As the sun slowly rotates on its axis over a period of a month the prominences traverse the disk in silhouette as dark filaments. Occasionally a plage will brighten briefly to an intense point of light called a flare and these events can cause, a day or so later here on earth, disruption to radio transmissions, surges in power-lines and the beautiful aurora.
The opportunities to observe the sun are much less taxing than observing the nightsky which must be reasonably clear to make setting-up the telescope worthwhile. The sun, being only half-a-degree wide, can just peep through a brief cloud gap to make the view memorable. Even in our UK climate rarely a day passes when the sun is not visible - often the early morning and late afternoon show a clearing of skies during an otherwise cloudy day. Of course being retired does give the solar observer more time!
Observing with the Coronado PST is simplicity itself. Mine is permanently attached to a lightweight photographic tripod with pan-and-tilt head and can be aimed at the sun in seconds. I use a card screen to shield the eyepiece from glare. The PST's modest magnification [typically x16 - x40] and 40mm aperture [smaller than most night-time binoculars] means that the sun can be observed from indoors through modern double glazing - see top picture. This is especially welcome on cold winter days.
I capture images with my Minolta digital camera supported before the
eyepiece often handheld. I'm fascinated by prominences - they are
the easiest to record whilst disk detail proves relatively elusive.
My regularly updated images are posted here.
I also subscribe to PST Internet Forums and view professional sites that
show daily solar progress at SpaceWeather.com.
The technique to safely filter sunlight in these two telescopes is quite different which reflects in their physical appearance [above] . The H-alpha instrument uses a special filter called an etalon to isolate a waveband of less than 1A [0.1nm] to view the upper chromosphere of filaments and plages on the disk and prominences on the limb.
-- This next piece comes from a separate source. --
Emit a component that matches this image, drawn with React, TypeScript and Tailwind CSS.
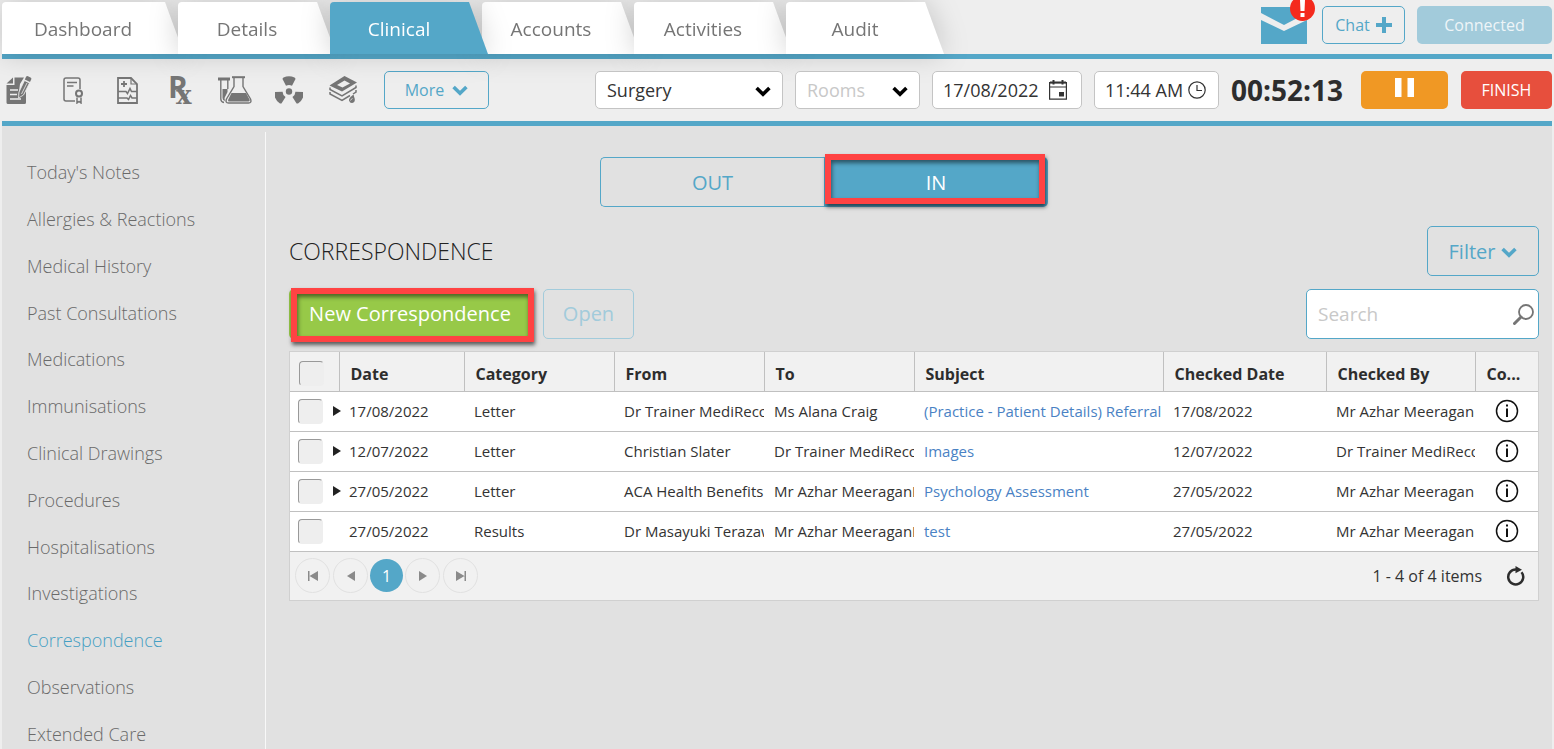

The CaK calcium telescope uses a glass multicoated interference filter and is essentially the same as filters used to remove light pollution when viewing the night sky. A bandpass of 20A [2nm] is acceptable for the violet K line because the actual line in the solar spectrum is itself even wider than this. This filter reveals bright areas on the disk called flocculi especially around sunspots - sometimes even before the spot itself develops.
It was common knowledge that not all can observe in the CaK line. This is invariably due to yellowing of the eye’s cornea with age and I was aware, from observing the solar spectrum a decade ago, that it may apply to me also. It did. It set in motion an attempt to defy nature by placing a glass filter in the viewing eyepiece doped with fluorescent pen marker in the hope the far violet light could be transmuted into visible. It actually worked to a degree with the resultant faint green solar image clearly visible [more discussion here and here] but not sufficiently so as to be practical. Fortunately the ubiquitous digital camera has no such problems and the brilliant blue [not violet for some reason] solar image can be seen on the rear LCD viewfinder by just applying the camera to the telescope’s eyepiece.